As the economy struggles to gain momentum, 57% of manufacturing executives are cautiously optimistic about the outlook for the next six months and nearly two-thirds (70%) are planning to keep staff levels steady, according to a survey by Baker Tilly, the 17th largest CPA firm in the U.S.
While many executives are guardedly positive, the level of optimism is shallow and there are deep pockets of pessimism, especially among small companies, according to the new survey. Executives are more pessimistic about the outlook for the manufacturing sector than the economy with slightly less than half (47%) expressing optimism. The key factor dampening the manufacturing outlook is the lack of customer demand, which was cited by nearly half of respondents (45%) as the greatest challenge to the expansion of their company.

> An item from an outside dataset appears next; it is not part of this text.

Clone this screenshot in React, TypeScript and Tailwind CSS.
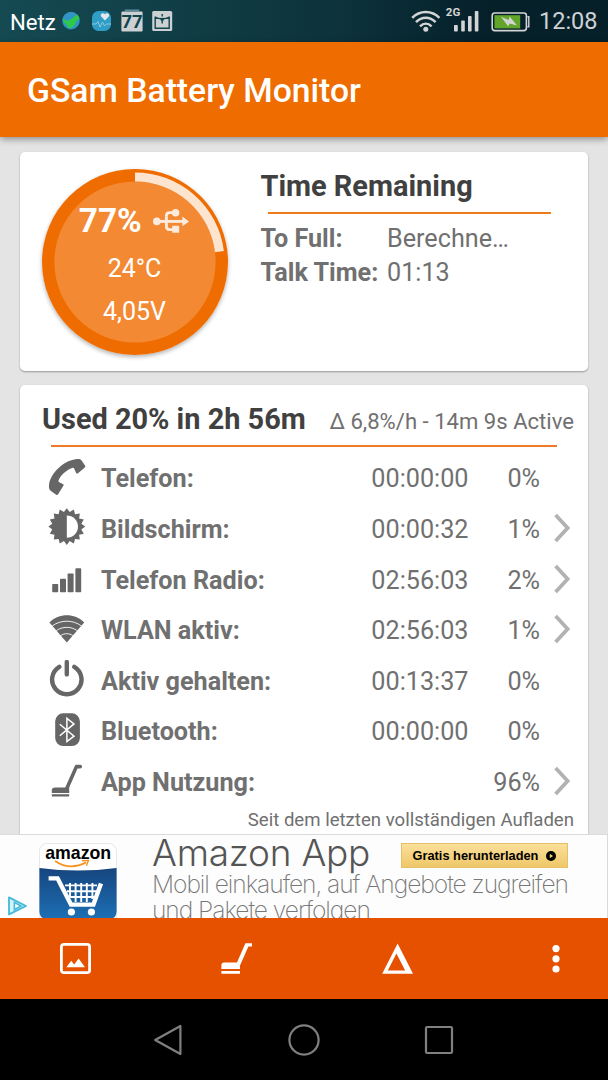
import type { ReactNode } from "react";

const SUN_POINTS = Array.from({ length: 32 }, (_, i) => {
  const r = i % 2 === 0 ? 18.4 : 14.8;
  const a = (i * Math.PI) / 16 - Math.PI / 2;
  return `${(18.8 + r * Math.cos(a)).toFixed(2)},${(18.6 + r * Math.sin(a)).toFixed(2)}`;
}).join(" ");

function RowIcon({ children }: { children: ReactNode }) {
  return (
    <svg viewBox="0 0 38 38" className="h-[38px] w-[38px] shrink-0 fill-[#666666]">
      {children}
    </svg>
  );
}

const PhoneIcon = (
  <RowIcon>
    <path d="M27.5 1.2C30 .6 32.6 1 33.6 2.4L37 7.6C37.5 8.4 37.3 9 36.8 9.5L30 15.2C29.3 15.7 28.5 15.5 28.1 14.9L26.6 11.4C26.3 10.3 25.3 9.6 24.2 9.9C18.5 11.7 12.4 17.4 10.6 22.2C10.2 23.4 10.7 24.1 11.8 24.6L14.8 25.9C15.6 26.3 15.8 27.1 15.4 27.8L10.1 36.2C9.6 37 8.8 37.1 8.1 36.7L2.6 32.7C1 31.4.7 29.4 1 27C2.2 16 14.6 2.9 27.5 1.2Z" />
  </RowIcon>
);

const ScreenIcon = (
  <RowIcon>
    <polygon points={SUN_POINTS} />
    <path d="M18.8 7.4A11.2 11.2 0 0 1 18.8 29.8Z" fill="#fff" />
  </RowIcon>
);

const RadioIcon = (
  <RowIcon>
    <rect x="4.2" y="24.9" width="6" height="8.4" rx=".8" />
    <rect x="12" y="19.7" width="6" height="13.6" rx=".8" />
    <rect x="19.6" y="14.4" width="6" height="18.9" rx=".8" />
    <rect x="27.4" y="9.3" width="5.8" height="24" rx=".8" />
  </RowIcon>
);

const WlanIcon = (
  <RowIcon>
    <path d="M18.8 32.6L1.4 12.4C11 3 26.6 3 36.2 12.4Z" />
    <path
      d="M4.2 16C12.5 9.6 25.1 9.6 33.4 16M8.3 20.7C14.5 16.2 23.1 16.2 29.3 20.7M12.7 25.6C16.4 23.1 21.2 23.1 24.9 25.6"
      fill="none"
      stroke="#fff"
      strokeWidth=".9"
    />
  </RowIcon>
);

const PowerIcon = (
  <RowIcon>
    <path
      d="M11.3 6.9A14.7 14.7 0 1 0 26.3 6.9M18.8 2V14.4"
      fill="none"
      stroke="#666666"
      strokeWidth="4.4"
      strokeLinecap="round"
    />
  </RowIcon>
);

const BluetoothIcon = (
  <RowIcon>
    <rect x="7.2" y="2.3" width="24.7" height="32.8" rx="8" />
    <path
      d="M11.8 13.2L26 25.2L18.9 30.6V7.4L26 12.9L11.8 24.8"
      fill="none"
      stroke="#fff"
      strokeWidth="1.5"
    />
  </RowIcon>
);

const VacuumIcon = (
  <RowIcon>
    <path
      d="M32.3 4.6H28.4L18.9 26.2"
      fill="none"
      stroke="#666666"
      strokeWidth="3.6"
      strokeLinecap="round"
      strokeLinejoin="round"
    />
    <path d="M7 25.4H21.2V31H3.8V28.6C3.8 26.6 5 25.4 7 25.4ZM3.8 32.2H21.2V33.4Q21.2 34.6 20 34.6H5Q3.8 34.6 3.8 33.4Z" />
  </RowIcon>
);

type UsageRow = {
  icon: ReactNode;
  label: string;
  time?: string;
  percent: string;
  more?: boolean;
};

const ROWS: UsageRow[] = [
  { icon: PhoneIcon, label: "Telefon:", time: "00:00:00", percent: "0%" },
  { icon: ScreenIcon, label: "Bildschirm:", time: "00:00:32", percent: "1%", more: true },
  { icon: RadioIcon, label: "Telefon Radio:", time: "02:56:03", percent: "2%", more: true },
  { icon: WlanIcon, label: "WLAN aktiv:", time: "02:56:03", percent: "1%", more: true },
  { icon: PowerIcon, label: "Aktiv gehalten:", time: "00:13:37", percent: "0%" },
  { icon: BluetoothIcon, label: "Bluetooth:", time: "00:00:00", percent: "0%" },
  { icon: VacuumIcon, label: "App Nutzung:", percent: "96%", more: true },
];

function StatusBar() {
  return (
    <div className="flex h-[42px] shrink-0 items-center bg-linear-to-r from-[#154a52] via-[#0d333c] via-55% to-[#06202a] to-80% pr-[11px] pl-[10px] text-[23.5px] leading-none">
      <span className="w-[52px] pt-[2px] text-[22.2px] text-white">Netz</span>
      {/* notification icons */}
      <svg viewBox="0 0 111 24" className="h-6 w-[111px]">
        <circle cx="9" cy="11.6" r="8.8" fill="#3095c4" />
        <path d="M.8 9Q4 13 8 11L15.2 5.5L17.6 9Q17 11 14.5 12L12 17Q9 20 6 18.5L4.5 15Q1 14 .8 9Z" fill="#2fc94a" />
        <rect x="30" y="2" width="19" height="20" rx="6.5" fill="#2f9dc6" />
        <path d="M43 11.5L39.2 7.6C37.6 5.6 40.6 3 43 5.2C45.4 3 48.2 5.6 46.8 7.6Z" fill="#e6e6ea" />
        <path d="M30 15H34L36 12.5L38 18L40.5 13L42.5 17L44.5 15H49" fill="none" stroke="#8cc8dc" strokeWidth="1" />
        <path d="M63.5 2.2V1.2H76.5V2.2" stroke="#5c8da3" fill="none" strokeWidth="1.4" />
        <rect x="59.4" y="2.4" width="21.2" height="20" rx="1" fill="#ccd0d3" />
        <text x="70" y="19.4" textAnchor="middle" className="fill-[#12444c] text-[18.5px] font-bold">
          77
        </text>
        <rect x="90.2" y="2" width="20" height="20" rx="1.5" fill="#ccd0d3" />
        <path
          d="M92.6 7.8Q96 9.8 100.2 9.8Q104.4 9.8 107.8 7.8M93.2 8.2V19.2H107.2V8.2M100.2 5V7.6M100.2 12V14.4"
          fill="none"
          stroke="#12444c"
          strokeWidth="1.4"
        />
        <circle cx="100.2" cy="10.4" r="1.7" fill="#12444c" />
      </svg>
      <span className="grow" />
      <svg viewBox="0 0 120 28" className="mr-[9px] h-7 w-[120px] overflow-visible">
        {/* wifi */}
        <g fill="none" stroke="#d2d4d5" strokeWidth="2.5">
          <path d="M2.2 10.8C9.8 2.9 21.8 2.9 29.4 10.8" />
          <path d="M6 15.2C11.8 9.3 19.8 9.3 25.6 15.2" />
          <path d="M10 19.4C13.6 15.8 18 15.8 21.6 19.4" />
        </g>
        <circle cx="15.8" cy="22.3" r="2.5" fill="#d2d4d5" />
        <text x="35.8" y="8.8" className="fill-[#d2d4d5] text-[11.5px] font-bold">
          2G
        </text>
        <g fill="#d2d4d5">
          <rect x="44" y="18" width="3.8" height="6.6" rx=".8" />
          <rect x="51.2" y="13.6" width="3.6" height="11" rx=".8" />
          <rect x="58" y="9" width="3.6" height="15.6" rx=".8" />
          <rect x="64.8" y="4" width="3.6" height="20.6" rx=".8" />
        </g>
        <rect x="82.2" y="6" width="34.2" height="17.6" rx="2.6" fill="none" stroke="#d2d4d5" strokeWidth="1.6" />
        <path d="M117.4 9.8H118.8V19.8H117.4" fill="none" stroke="#d2d4d5" strokeWidth="1.4" />
        <rect x="84.4" y="8.2" width="25.8" height="13.2" fill="#63a52b" />
        <path d="M91 9.8L98.6 13L99.6 9.4L107 18.6L99.6 16.6L98.2 19.4Z" fill="#d2d4d5" />
      </svg>
      <span className="w-[58px] pt-[2px] text-[#cfd2d4]">12:08</span>
    </div>
  );
}

function BatteryDial() {
  return (
    <div className="relative h-[186px] w-[186px] shrink-0 rounded-full shadow-[0_2px_4px_rgba(0,0,0,0.3)]">
      <svg viewBox="0 0 186 186" className="absolute inset-0 h-full w-full">
        <circle cx="93" cy="93" r="93" fill="#ef6c00" />
        <circle cx="93" cy="93" r="80.6" fill="#f38a33" />
        <path d="M93 3.4A89.6 89.6 0 0 1 181.9 82.1L173 83.2A80.6 80.6 0 0 0 93 12.4Z" fill="#fce4cf" />
      </svg>
      <div className="relative flex flex-col items-center pt-[32.5px] text-[25px] text-white">
        <div className="flex h-10 items-center gap-[11.5px] pr-[2px] text-[33.4px] font-bold">
          <span>77%</span>
          <svg viewBox="0 0 36 26" className="h-[26px] w-9">
            <g fill="none" stroke="#fcebdc" strokeWidth="2.9">
              <path d="M3 13.4H31" />
              <path d="M13.4 13.4V7.8Q13.4 4.6 16.6 4.6H22" />
              <path d="M13.4 13.4V18.6Q13.4 21.6 16.6 21.6H22" />
            </g>
            <g fill="#fcebdc">
              <circle cx="3.8" cy="13.4" r="3.8" />
              <circle cx="22.6" cy="4.8" r="3.8" />
              <rect x="19.2" y="17.8" width="7" height="7" rx=".6" />
              <path d="M29.4 8.6L36 13.4L29.4 18.2Z" />
            </g>
          </svg>
        </div>
        <div className="flex h-14 items-center pr-px">24°C</div>
        <div className="flex h-[30px] items-center pr-px">4,05V</div>
      </div>
    </div>
  );
}

function RemainingCard() {
  return (
    <section className="flex h-[219px] shrink-0 rounded-[5px] bg-white pt-[16.5px] pl-[22px] shadow-[0_1px_2px_rgba(0,0,0,0.35)]">
      <BatteryDial />
      <div className="ml-[32.5px] w-[307px] leading-none">
        <h2 className="flex h-[34px] items-center pt-px text-[28.9px] font-bold text-[#404040]">Time Remaining</h2>
        <div className="mt-[9.5px] ml-[7.5px] h-[2px] w-[283px] bg-[#f07a1a]" />
        <dl className="grid grid-cols-[126.5px_1fr] pt-[7.5px] text-[25.2px] text-[#707070]">
          <dt className="flex h-[34px] items-center font-bold">To Full:</dt>
          <dd className="flex h-[34px] items-center">Berechne…</dd>
          <dt className="flex h-[34px] items-center font-bold whitespace-nowrap">Talk Time:</dt>
          <dd className="flex h-[34px] items-center">01:13</dd>
        </dl>
      </div>
    </section>
  );
}

function UsageCard() {
  return (
    <section className="h-[449px] shrink-0 overflow-hidden rounded-t-[5px] bg-white pr-[14px] pl-[22px] leading-none text-[#707070] shadow-[0_1px_2px_rgba(0,0,0,0.35)]">
      <div className="flex h-[60px] items-baseline justify-between pt-[20px] whitespace-nowrap">
        <h2 className="text-[28.9px] font-bold text-[#404040]">Used 20% in 2h 56m</h2>
        <span className="text-[22.1px]">Δ 6,8%/h - 14m 9s Active</span>
      </div>
      <div className="ml-[9px] h-[2px] w-[506px] bg-[#f07a2a]" />
      <ul className="pt-[6.5px] text-[25.2px]">
        {ROWS.map((row) => (
          <li key={row.label} className="flex h-[50.65px] items-center">
            <span className="mb-[4px] ml-[6px]">{row.icon}</span>
            <span className="ml-[15px] grow font-bold">{row.label}</span>
            <span>{row.time}</span>
            <span className="w-[71.5px] text-right">{row.percent}</span>
            <span className="mb-[3px] w-[34px] pl-[13px]">
              {row.more ? (
                <svg viewBox="0 0 20 32" className="h-8 w-5">
                  <path d="M2.6 3L14.6 16L2.6 29" fill="none" stroke="#b2b2b2" strokeWidth="3.8" />
                </svg>
              ) : null}
            </span>
          </li>
        ))}
      </ul>
      <p className="pt-[3px] text-right text-[18.6px]">Seit dem letzten vollständigen Aufladen</p>
    </section>
  );
}

function AmazonLogo() {
  return (
    <svg viewBox="0 0 78 76" className="h-[76px] w-[78px] shrink-0">
      <defs>
        <linearGradient id="cartBlue" x1="0" y1="0" x2="0" y2="1">
          <stop offset="0" stopColor="#16457e" />
          <stop offset="1" stopColor="#1d6fb4" />
        </linearGradient>
      </defs>
      <rect x=".4" y=".4" width="77.2" height="80" rx="8" fill="#fff" stroke="#dedede" strokeWidth=".8" />
      <path d="M.4 25Q39 30 77.6 25V68Q77.6 76 69.6 76H8.4Q.4 76 .4 68Z" fill="url(#cartBlue)" />
      <text
        x="39.2"
        y="16.4"
        textAnchor="middle"
        textLength="66"
        lengthAdjust="spacingAndGlyphs"
        className="fill-black font-['Liberation_Sans',sans-serif] text-[19px] font-bold"
      >
        amazon
      </text>
      <path d="M16 18Q31 28 47 19.4" fill="none" stroke="#f7931e" strokeWidth="1.8" />
      <path d="M43 17.8L49.4 17.4L47.4 22.8" fill="none" stroke="#f7931e" strokeWidth="1.4" />
      {/* cart */}
      <path d="M9.6 35.4H18.6L32 61.6H54.4L62 40.6" fill="none" stroke="#fff" strokeWidth="4.4" />
      <path
        d="M26 42.4H58M28 48.2H57M31 54H55M31 40V54M36.6 40V59M42.2 40V59M47.8 40V59M53.4 40V56"
        stroke="#fff"
        strokeWidth="1.9"
      />
      <circle cx="32.4" cy="69" r="3.6" fill="#fff" />
      <circle cx="52.4" cy="69" r="3.6" fill="#fff" />
    </svg>
  );
}

function AdBanner() {
  return (
    <div className="flex h-[84px] shrink-0 overflow-hidden border-t border-r border-[#dadada] bg-[#fdfdfd] font-['Inter',sans-serif]">
      <div className="flex w-[39px] items-end pb-[2px] pl-[8px]">
        <svg viewBox="0 0 20 20" className="h-5 w-5">
          <path d="M1 1.4L18 10L1 18.4Z" fill="#d4f1f8" stroke="#42b9d6" strokeWidth="1.8" strokeLinejoin="round" />
          <path d="M6.4 6.4L13 10L6.4 13.6Z" fill="#fff" stroke="#42b9d6" strokeWidth="1.6" />
        </svg>
      </div>
      <div className="pt-[8px]">
        <AmazonLogo />
      </div>
      <div className="ml-[35px] w-[418px] whitespace-nowrap">
        <div className="flex h-[36px] justify-between">
          <span className="text-[37px] leading-[36px] font-light tracking-[-0.25px] text-[#555555]">Amazon App</span>
          <span className="mt-[8px] mr-[2px] flex h-[25px] w-[167px] items-center justify-center gap-[8px] border border-[#e6c069] bg-linear-to-b from-[#fbe09a] to-[#efc768] font-['Liberation_Sans',sans-serif] text-[12.8px] font-bold text-black">
            Gratis herunterladen
            <svg viewBox="0 0 10 10" className="h-[10px] w-[10px]">
              <circle cx="5" cy="5" r="5" />
              <path d="M3.8 2.8L7 5L3.8 7.2Z" fill="#f6d683" />
            </svg>
          </span>
        </div>
        <p className="text-[24.6px] leading-[26px] font-extralight tracking-[-1.05px] text-[#777777]">
          Mobil einkaufen, auf Angebote zugreifen
          <br />
          und Pakete verfolgen
        </p>
      </div>
    </div>
  );
}

function Toolbar() {
  return (
    <div className="flex h-[81px] shrink-0 items-center bg-[#e65100] pl-[60px]">
      <svg viewBox="0 0 32 32" className="h-8 w-8">
        <rect x="1.4" y="1.4" width="28.2" height="28.2" rx="2.4" fill="none" stroke="#fff" strokeWidth="2.8" />
        <path d="M6.4 24.2L11.2 17.8L14.2 21.4L18.6 15.6L25 24.2Z" fill="#fff" />
      </svg>
      <svg viewBox="0 0 32 32" className="ml-[129px] h-8 w-8">
        <path d="M31 .2V3.6H27.4L19 22.6V26H.4V21.6Q.8 19.6 3 19.6H16L24.4 .2ZM.4 28H19V30.8H.4Z" fill="#fff" />
      </svg>
      <svg viewBox="0 0 32 32" className="ml-[129px] h-8 w-8">
        <path d="M15.6 .4L31 30.8H.2ZM14.4 10.4L5.8 27.4H23.2Z" fill="#fff" fillRule="evenodd" />
      </svg>
      <svg viewBox="0 0 8 32" className="ml-[138px] h-8 w-2 fill-white">
        <circle cx="4" cy="5.6" r="3.6" />
        <circle cx="4" cy="15.8" r="3.6" />
        <circle cx="4" cy="26" r="3.6" />
      </svg>
    </div>
  );
}

function NavBar() {
  return (
    <div className="flex h-[81px] shrink-0 items-center justify-center gap-[101px] bg-black">
      <svg viewBox="0 0 34 34" className="h-[34px] w-[34px]" fill="none" stroke="#808080" strokeWidth="2.2" strokeLinejoin="round">
        <path d="M28.4 3V31L3.2 17Z" />
      </svg>
      <svg viewBox="0 0 34 34" className="h-[34px] w-[34px]" fill="none" stroke="#808080" strokeWidth="2.2">
        <circle cx="17" cy="17" r="14.6" />
      </svg>
      <svg viewBox="0 0 34 34" className="h-[34px] w-[34px]" fill="none" stroke="#808080" strokeWidth="2.2">
        <rect x="4" y="4" width="26" height="26" rx="1.2" />
      </svg>
    </div>
  );
}

export default function App() {
  return (
    <div className="flex h-[1080px] w-[608px] flex-col overflow-hidden bg-[#e4e4e4] font-['Roboto',sans-serif]">
      <StatusBar />
      <header className="relative flex h-[94.5px] shrink-0 items-center bg-[#ef6c00] pt-[4px] pl-[27px] shadow-[0_2px_7px_rgba(0,0,0,0.4)]">
        <h1 className="text-[33.7px] leading-none font-medium text-white">GSam Battery Monitor</h1>
      </header>
      <main className="flex h-[697.5px] shrink-0 flex-col gap-[14px] px-5 pt-[15.5px]">
        <RemainingCard />
        <UsageCard />
      </main>
      <AdBanner />
      <Toolbar />
      <NavBar />
    </div>
  );
}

"The deep uncertainly about the economic outlook is reflected in the manufacturing sector, which is divided on prospects for the rest of 2009," said Brad DeNoyer, partner and manufacturing industry lead at Baker Tilly. "Many manufacturers see reasons for cautious optimism but there is a pervasive 'wait and see' attitude regarding demand. The good news is manufacturers plan to delay more layoffs as long as possible, but they will need to find a way to aggressively cut costs if customer demand does not rebound soon."
Economic Outlook
While nearly six in ten manufacturing executives have a positive outlook for the U.S. economy for the next six months, the optimism is guarded and the pessimism is deep. A smaller percentage (9%) is very optimistic as compared with those (15%) who are very pessimistic.
Manufacturing executives are more pessimistic about their own sector than the overall economy. Again, the level of pessimism is deep rooted. Only 3% are very optimistic about the sector outlook while 16% are very pessimistic.
Executives from small manufacturers are significantly more likely than medium- and large-firm executives to have a very pessimistic outlook on both the U.S. economy and the U.S. manufacturing sector. The major regional difference is that Midwest executives are more likely than Southern to have a very optimistic outlook.
About half of executives (49%) said they expect their firm's performance to decline, with 12% of those executives saying their firm is in danger of failing. Executives from small firms (14%) were much more likely to report a danger of failing than those from medium (2%) or large firms (3%).